The lawmakers did pass two amendments, one to allow states to drug test food stamp applicants, and the other to require food stamp recipients to meet federal welfare work requirements.
Mr. McGovern said that the amendments would cause two million people to lose benefits. “The price of a farm bill should not be making more people hungry in America or criminalizing people who need help,” he said.
An angry Representative Rosa DeLauro, Democrat of Connecticut, called out Republican members of Congress who had gotten farm subsidies while voting to cut food stamps.
But some Republicans countered that the cuts and other changes to the program were about fraud, not about cutting off people who really need food assistance.
“We don’t want people gaming the system,” said Representative Steve King, Republican of Iowa. Mr. King said he had heard of cases in which tattoo parlors advertise that they take food stamps as payment, and another of a person bailing himself out of jail using his food stamps benefits card.

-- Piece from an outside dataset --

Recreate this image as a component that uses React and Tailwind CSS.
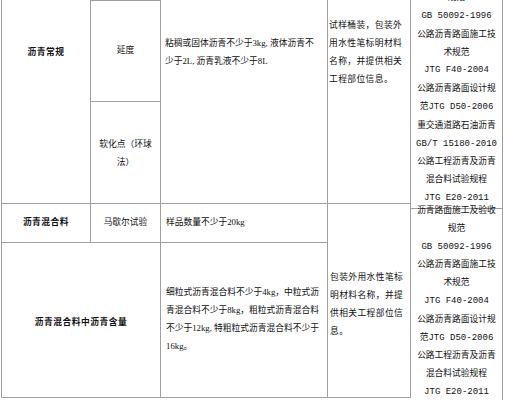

Agriculture Department officials say those cases are unlikely because stores that take the benefits have to be approved by the agency.
Agriculture groups called the vote disappointing, saying the lack of a farm bill puts farmers in a bind.
“While there were concerns over certain provisions of the bill, we were hoping its passage and a vigorous debate in conference would reach an appropriate compromise that would provide a fair safety net for the people who produce healthy, local food and the consumers who need help putting it on their dinner tables, “ said Steve Ammerman, president of the New York Farm Bureau and a board member of the American Farm Bureau.
Groups opposed to the bill applauded the vote.
“The full House was right to reject a bloated farm bill that increases subsidies for the largest and most successful farm businesses, while needlessly cutting programs designed to help feed the hungry and protect the environment — by $20 billion and $5 billion, respectively,” said Scott Faber, vice president of government affairs at the Environmental Working Group, a Washington research group.